What you need to do: Copy each line in which the string "full" occurs.

Entries supplied:
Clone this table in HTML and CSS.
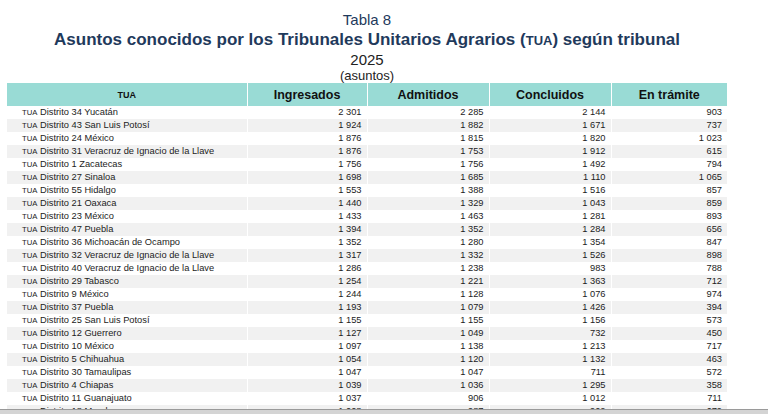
FILE: index.html
```html
<!DOCTYPE html>
<html lang="es">
<head>
<meta charset="utf-8">
<title>Tabla 8</title>
<link rel="stylesheet" href="styles.css">
</head>
<body>
<div class="page">
  <div class="content">
    <header class="titles">
      <div class="t-num">Tabla 8</div>
      <div class="t-main">Asuntos conocidos por los Tribunales Unitarios Agrarios (<span class="sc-title">TUA</span>) según tribunal</div>
      <div class="t-year">2025</div>
      <div class="t-unit">(asuntos)</div>
    </header>
    <table class="data">
      <colgroup>
        <col class="c1"><col class="c2"><col class="c3"><col class="c4"><col class="c5">
      </colgroup>
      <thead>
        <tr>
          <th class="h-tua">TUA</th>
          <th>Ingresados</th>
          <th>Admitidos</th>
          <th>Concluidos</th>
          <th>En trámite</th>
        </tr>
      </thead>
      <tbody>
        <tr><td class="name"><span class="sc">TUA</span> Distrito 34 Yucatán</td><td>2 301</td><td>2 285</td><td>2 144</td><td>903</td></tr>
        <tr><td class="name"><span class="sc">TUA</span> Distrito 43 San Luis Potosí</td><td>1 924</td><td>1 882</td><td>1 671</td><td>737</td></tr>
        <tr><td class="name"><span class="sc">TUA</span> Distrito 24 México</td><td>1 876</td><td>1 815</td><td>1 820</td><td>1 023</td></tr>
        <tr><td class="name"><span class="sc">TUA</span> Distrito 31 Veracruz de Ignacio de la Llave</td><td>1 876</td><td>1 753</td><td>1 912</td><td>615</td></tr>
        <tr><td class="name"><span class="sc">TUA</span> Distrito 1 Zacatecas</td><td>1 756</td><td>1 756</td><td>1 492</td><td>794</td></tr>
        <tr><td class="name"><span class="sc">TUA</span> Distrito 27 Sinaloa</td><td>1 698</td><td>1 685</td><td>1 110</td><td>1 065</td></tr>
        <tr><td class="name"><span class="sc">TUA</span> Distrito 55 Hidalgo</td><td>1 553</td><td>1 388</td><td>1 516</td><td>857</td></tr>
        <tr><td class="name"><span class="sc">TUA</span> Distrito 21 Oaxaca</td><td>1 440</td><td>1 329</td><td>1 043</td><td>859</td></tr>
        <tr><td class="name"><span class="sc">TUA</span> Distrito 23 México</td><td>1 433</td><td>1 463</td><td>1 281</td><td>893</td></tr>
        <tr><td class="name"><span class="sc">TUA</span> Distrito 47 Puebla</td><td>1 394</td><td>1 352</td><td>1 284</td><td>656</td></tr>
        <tr><td class="name"><span class="sc">TUA</span> Distrito 36 Michoacán de Ocampo</td><td>1 352</td><td>1 280</td><td>1 354</td><td>847</td></tr>
        <tr><td class="name"><span class="sc">TUA</span> Distrito 32 Veracruz de Ignacio de la Llave</td><td>1 317</td><td>1 332</td><td>1 526</td><td>898</td></tr>
        <tr><td class="name"><span class="sc">TUA</span> Distrito 40 Veracruz de Ignacio de la Llave</td><td>1 286</td><td>1 238</td><td>983</td><td>788</td></tr>
        <tr><td class="name"><span class="sc">TUA</span> Distrito 29 Tabasco</td><td>1 254</td><td>1 221</td><td>1 363</td><td>712</td></tr>
        <tr><td class="name"><span class="sc">TUA</span> Distrito 9 México</td><td>1 244</td><td>1 128</td><td>1 076</td><td>974</td></tr>
        <tr><td class="name"><span class="sc">TUA</span> Distrito 37 Puebla</td><td>1 193</td><td>1 079</td><td>1 426</td><td>394</td></tr>
        <tr><td class="name"><span class="sc">TUA</span> Distrito 25 San Luis Potosí</td><td>1 155</td><td>1 155</td><td>1 156</td><td>573</td></tr>
        <tr><td class="name"><span class="sc">TUA</span> Distrito 12 Guerrero</td><td>1 127</td><td>1 049</td><td>732</td><td>450</td></tr>
        <tr><td class="name"><span class="sc">TUA</span> Distrito 10 México</td><td>1 097</td><td>1 138</td><td>1 213</td><td>717</td></tr>
        <tr><td class="name"><span class="sc">TUA</span> Distrito 5 Chihuahua</td><td>1 054</td><td>1 120</td><td>1 132</td><td>463</td></tr>
        <tr><td class="name"><span class="sc">TUA</span> Distrito 30 Tamaulipas</td><td>1 047</td><td>1 047</td><td>711</td><td>572</td></tr>
        <tr><td class="name"><span class="sc">TUA</span> Distrito 4 Chiapas</td><td>1 039</td><td>1 036</td><td>1 295</td><td>358</td></tr>
        <tr><td class="name"><span class="sc">TUA</span> Distrito 11 Guanajuato</td><td>1 037</td><td>906</td><td>1 012</td><td>711</td></tr>
        <tr><td class="name"><span class="sc">TUA</span> Distrito 18 Morelos</td><td>1 008</td><td>987</td><td>902</td><td>679</td></tr>
      </tbody>
    </table>
  </div>
  <div class="viewer-bar"></div>
</div>
</body>
</html>
```

FILE: styles.css
```css
* { box-sizing: border-box; }
html, body { margin: 0; padding: 0; background: #ffffff; }
body { font-family: "Liberation Sans", Arial, sans-serif; color: #222; }

.page {
  width: 768px;
  height: 414px;
  display: flex;
  flex-direction: column;
  overflow: hidden;
}
.content {
  flex: 1;
  overflow: hidden;
  padding: 11px 0 0 7px;
}

.titles {
  width: 720px;
  text-align: center;
}
.t-num {
  color: #1f3a5c;
  font-size: 15px;
  line-height: 18px;
}
.t-main {
  color: #1f3a5c;
  font-size: 17px;
  font-weight: bold;
  line-height: 21px;
}
.sc-title { font-size: 13px; }
.t-year {
  color: #222;
  font-size: 15px;
  line-height: 17px;
}
.t-unit {
  color: #222;
  font-size: 13px;
  line-height: 15px;
}

.data {
  width: 720px;
  table-layout: fixed;
  border-collapse: collapse;
}
.c1 { width: 240px; }
.c2 { width: 120px; }
.c3 { width: 122px; }
.c4 { width: 122px; }
.c5 { width: 116px; }

.data th {
  background: #99dbd5;
  height: 23px;
  padding: 0;
  font-size: 12.5px;
  font-weight: bold;
  color: #111;
  border-left: 1px solid #ffffff;
  text-align: center;
}
.data th:first-child { border-left: none; }
.data th.h-tua { font-size: 9px; }

.data td {
  height: 13px;
  padding: 0 5px 0 0;
  font-size: 9.3px;
  line-height: 13px;
  color: #1c1c1c;
  text-align: right;
  white-space: nowrap;
  border-left: 1px solid #ffffff;
}
.data td:first-child { border-left: none; }
.data td.name {
  text-align: left;
  padding-left: 15px;
}
.data tbody tr:nth-child(even) td { background: #f1f1f1; }
.sc { font-size: 7.7px; }

.viewer-bar {
  height: 5px;
  flex: none;
  background: #d4d4d4;
  border-top: 1px solid #9a9a9a;
}
```
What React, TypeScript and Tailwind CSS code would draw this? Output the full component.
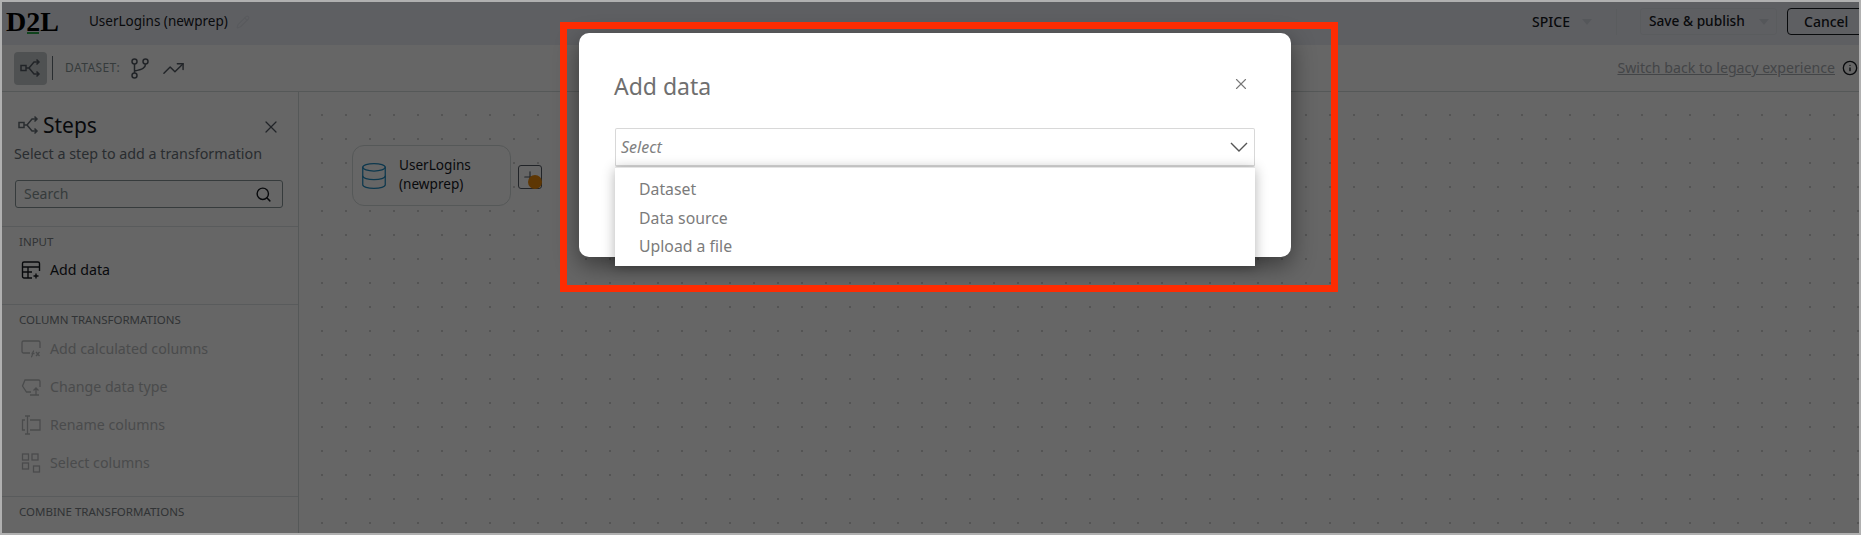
import { Database, Info, Pencil, Plus, Search, TrendingUp, X } from "lucide-react";
import { ReactNode } from "react";

function FlowIcon({ className }: { className?: string }) {
    return (
        <svg viewBox="0 0 22 20" fill="none" stroke="currentColor" strokeWidth="1.5" className={className}>
            <rect x="1" y="7.5" width="5" height="5" />
            <path d="M6 10h3l5-6h5M9 10l5 6h5M16.5 1.5 19 4l-2.5 2.5M16.5 13.5 19 16l-2.5 2.5" />
        </svg>
    );
}

function BranchIcon() {
    return (
        <svg viewBox="0 0 18 21" fill="none" stroke="currentColor" strokeWidth="1.5" className="ml-[11px] w-[18px] h-[21px] text-[#545b64]">
            <circle cx="3.500" cy="3.500" r="2.500" />
            <circle cx="14.500" cy="3.500" r="2.500" />
            <circle cx="3.500" cy="17.500" r="2.500" />
            <path d="M3.500 6v9M14.500 6c0 4-3 5.500-11 7" />
        </svg>
    );
}

function TableIcon() {
    return (
        <svg viewBox="0 0 20 20" fill="none" stroke="currentColor" strokeWidth="1.4" className="w-5 h-5 shrink-0">
            <path d="M11 18H3a1.5 1.5 0 0 1-1.5-1.5v-13A1.5 1.5 0 0 1 3 2h14a1.5 1.5 0 0 1 1.5 1.5V11M1.5 7h17M1.5 12H11M7 7v11M15 13.5v5M12.5 16h5" />
        </svg>
    );
}

function CalcIcon() {
    return (
        <svg viewBox="0 0 20 20" fill="none" stroke="currentColor" strokeWidth="1.3" className="w-5 h-5 shrink-0">
            <path d="M9 14H2.500A1.500 1.500 0 0 1 1 12.500V3.500A1.500 1.500 0 0 1 2.500 2h15A1.500 1.500 0 0 1 19 3.500V9" />
            <path d="M10 18c2 0 1-6 3-6M10.500 14.500h3M15 13l3.500 4M18.500 13 15 17" />
        </svg>
    );
}

function TypeIcon() {
    return (
        <svg viewBox="0 0 20 20" fill="none" stroke="currentColor" strokeWidth="1.3" className="w-5 h-5 shrink-0">
            <path d="M10 15H5.500L1.500 9l2.500-6h13.500A1.500 1.500 0 0 1 19 4.500V10" />
            <path d="M15 18v-7M12.500 13.500 15 11l2.500 2.500M9 18h9" />
        </svg>
    );
}

function RenameIcon() {
    return (
        <svg viewBox="0 0 20 20" fill="none" stroke="currentColor" strokeWidth="1.3" className="w-5 h-5 shrink-0">
            <path d="M4 5H1.500v10H4M9 5h10v10H9M6.500 1v18M4 1h5M4 19h5" />
        </svg>
    );
}

function SelectIcon() {
    return (
        <svg viewBox="0 0 20 20" fill="none" stroke="currentColor" strokeWidth="1.3" className="w-5 h-5 shrink-0">
            <rect x="1.500" y="1" width="6" height="6" />
            <rect x="11" y="1" width="6" height="6" />
            <rect x="1.500" y="10" width="6" height="6" />
            <rect x="12.500" y="13" width="6" height="6" />
        </svg>
    );
}

function Divider() {
    return <div className="h-px bg-[#dfe3e6]" />;
}

function SectionLabel({ children }: { children: ReactNode }) {
    return <p className="text-[11.500px] leading-4 text-[#7a7f85]">{children}</p>;
}

function Step({ icon, label, disabled }: { icon: ReactNode; label: string; disabled?: boolean }) {
    return (
        <div className={`h-[38px] flex items-center gap-[9px] text-[14.200px] ${disabled ? "text-[#b9bcbe]" : "text-[#16191f]"}`}>
            {icon}
            <span>{label}</span>
        </div>
    );
}

function Sidebar() {
    return (
        <aside className="w-[297px] shrink-0 border-r border-[#d5dbdb] bg-white flex flex-col">
            <div className="pl-3 pr-[14px] pt-[19px] h-[134px] shrink-0">
                <div className="flex items-center justify-between pr-[3px]">
                    <div className="flex items-center gap-[3px] pl-1">
                        <FlowIcon className="w-[22px] h-5 text-[#687078]" />
                        <span className="text-[21px] leading-7 text-[#16191f]">Steps</span>
                    </div>
                    <X size={20} strokeWidth={1.5} className="text-[#545b64] mt-1" />
                </div>
                <p className="text-[14.300px] leading-5 text-[#687078] mt-[5px] whitespace-nowrap">Select a step to add a transformation</p>
                <div className="mt-4 ml-px mr-px h-[28px] border border-[#879596] rounded-[3px] flex items-center justify-between pl-2 pr-[10px]">
                    <span className="text-sm text-[#879596]">Search</span>
                    <Search size={17} strokeWidth={2} className="text-[#16191f]" />
                </div>
            </div>
            <Divider />
            <div className="h-[77px] shrink-0 pl-[17px] pt-[7px]">
                <SectionLabel>INPUT</SectionLabel>
                <div className="pl-[2px] mt-[1px]">
                    <Step icon={<TableIcon />} label="Add data" />
                </div>
            </div>
            <Divider />
            <div className="h-[191px] shrink-0 pl-[17px] pt-[7px]">
                <SectionLabel>COLUMN TRANSFORMATIONS</SectionLabel>
                <div className="pl-[2px] mt-[2px]">
                    <Step disabled icon={<CalcIcon />} label="Add calculated columns" />
                    <Step disabled icon={<TypeIcon />} label="Change data type" />
                    <Step disabled icon={<RenameIcon />} label="Rename columns" />
                    <Step disabled icon={<SelectIcon />} label="Select columns" />
                </div>
            </div>
            <Divider />
            <div className="pl-[17px] pt-[7px]">
                <SectionLabel>COMBINE TRANSFORMATIONS</SectionLabel>
            </div>
        </aside>
    );
}

function Canvas() {
    return (
        <main className="flex-1 bg-white bg-[radial-gradient(circle_at_23px_23px,#d2d2d2_0.8px,transparent_1.1px)] bg-[length:24px_24px] pl-[53px] pt-[53px]">
            <div className="flex items-center gap-[7px]">
                <div className="w-[159px] h-[61px] bg-white border border-[#d5dbdb] rounded-xl flex items-center gap-[10px] pl-[6px]">
                    <Database size={30} strokeWidth={1} className="text-[#1f8ac0]" />
                    <p className="text-[13.600px] leading-[19px] -mt-1 text-[#16191f]">UserLogins<br />(newprep)</p>
                </div>
                <div className="relative w-6 h-6 mt-[3px] bg-white border border-[#545b64] rounded-[3px] flex items-center justify-center">
                    <Plus size={18} strokeWidth={1.5} className="text-[#545b64]" />
                    <span className="absolute -right-[1px] -bottom-[1px] w-[14px] h-[14px] rounded-full bg-[#ec8a0c]" />
                </div>
            </div>
        </main>
    );
}

function Modal() {
    return (
        <div className="absolute left-[577px] top-[31px] w-[712px] h-[224px] bg-white rounded-[10px] shadow-[0_8px_24px_rgba(0,0,0,0.45)] pl-9 pr-[36px]">
            <div className="flex items-start justify-between pt-[37px] h-[95px]">
                <h2 className="text-[23px] leading-8 -ml-px text-[#6f6f6f]">Add data</h2>
                <X size={18} strokeWidth={1.5} className="text-[#777777] mr-[5px] mt-[5px]" />
            </div>
            <div className="relative">
                <div className="h-[39px] border border-[#d8d8d8] border-b-2 rounded-[2px] flex items-center justify-between pl-[5px] pr-[6px]">
                    <span className="text-[16px] italic text-[#808080]">Select</span>
                    <svg viewBox="0 0 18 10" fill="none" stroke="currentColor" strokeWidth="1.4" className="w-[18px] h-[10px] text-[#555555]">
                        <path d="M1 1l8 8 8-8" />
                    </svg>
                </div>
                <ul className="absolute left-0 right-0 top-[39px] h-[99px] bg-white border-t border-[#e4e4e4] shadow-[0_2px_12px_rgba(0,0,0,0.3)] pl-6 pt-[7px] text-[15.800px] leading-[28.500px] text-[#7b7b7b]">
                    <li>Dataset</li>
                    <li>Data source</li>
                    <li>Upload a file</li>
                </ul>
            </div>
        </div>
    );
}

export default function App() {
    return (
        <div className="relative w-[1861px] h-[535px] overflow-hidden border-2 border-[#b0b0b0] bg-white font-['Noto_Sans',sans-serif]">
            <header className="h-[43px] bg-[#eceef6] flex items-center justify-between pl-1 pb-1">
                <div className="flex items-center">
                    <span className="relative w-[83px] text-[28px] leading-8 font-bold font-['Liberation_Serif',serif] text-black">
                        D2L
                        <span className="absolute left-[21px] top-[26px] w-3 h-[2px] bg-[#2aa84a]" />
                    </span>
                    <span className="text-[13.500px] text-[#16191f]">UserLogins (newprep)</span>
                    <Pencil size={14} className="ml-2 text-[#dde0e8]" />
                </div>
                <div className="flex items-center -mr-[8px]">
                    <span className="text-sm font-medium text-[#16191f]">SPICE</span>
                    <span className="ml-3 w-0 h-0 border-x-[5px] border-x-transparent border-t-[6px] border-t-[#d5d9e2]" />
                    <span className="ml-[24px] w-px h-[26px] bg-[#e2e5ec]" />
                    <div className="ml-[23px] w-[137px] h-[27px] border border-[#e2e5ec] rounded-[3px] flex items-center pl-2 gap-[14px]">
                        <span className="text-[13.700px] font-medium text-[#16191f]">Save &amp; publish</span>
                        <span className="w-0 h-0 border-x-[5px] border-x-transparent border-t-[6px] border-t-[#d5d9e2]" />
                    </div>
                    <div className="ml-[10px] w-[80px] h-[27px] border border-[#16191f] rounded-[4px] pl-[16px] flex items-center">
                        <span className="text-sm font-medium text-[#16191f]">Cancel</span>
                    </div>
                </div>
            </header>
            <div className="h-[47px] border-b border-[#d5dbdb] bg-white flex items-center justify-between pl-3 pr-px">
                <div className="flex items-center">
                    <div className="w-[33px] h-[33px] rounded-[4px] bg-[#c6cacd] flex items-center justify-center">
                        <FlowIcon className="w-[22px] h-5 text-[#545b64]" />
                    </div>
                    <span className="ml-[5px] w-px h-6 bg-[#687078]" />
                    <span className="ml-3 text-xs text-[#879596] tracking-[0.4px]">DATASET:</span>
                    <BranchIcon />
                    <TrendingUp size={23} strokeWidth={1.5} className="ml-[13px] text-[#545b64]" />
                </div>
                <div className="flex items-center gap-[7px]">
                    <span className="text-[14.150px] underline text-[#a9adb2]">Switch back to legacy experience</span>
                    <Info size={16} className="text-[#16191f]" />
                </div>
            </div>
            <div className="flex h-[441px]">
                <Sidebar />
                <Canvas />
            </div>
            {/* dim layer, modal and the red annotation sit over the page */}
            <div className="absolute inset-0 bg-black/60" />
            <Modal />
            <div className="absolute left-[558px] top-[20px] w-[778px] h-[270px] border-[7px] border-[#fe2c02]" />
        </div>
    );
}
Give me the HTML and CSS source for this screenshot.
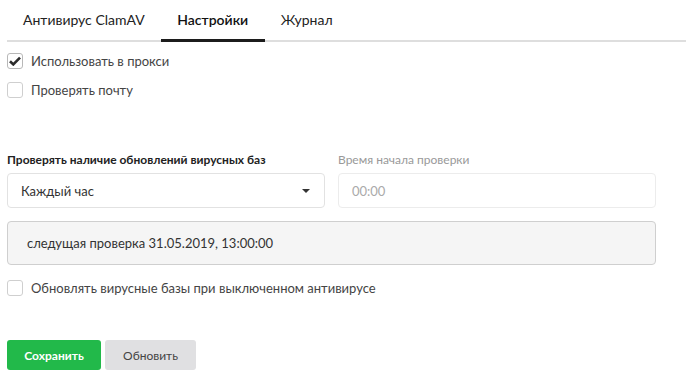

Solution to the problem:
What React, TypeScript and Tailwind CSS code would draw this? Output the full component.
                    <span className="absolute -right-[1px] -bottom-[1px] w-[14px] h-[14px] rounded-full bg-[#ec8a0c]" />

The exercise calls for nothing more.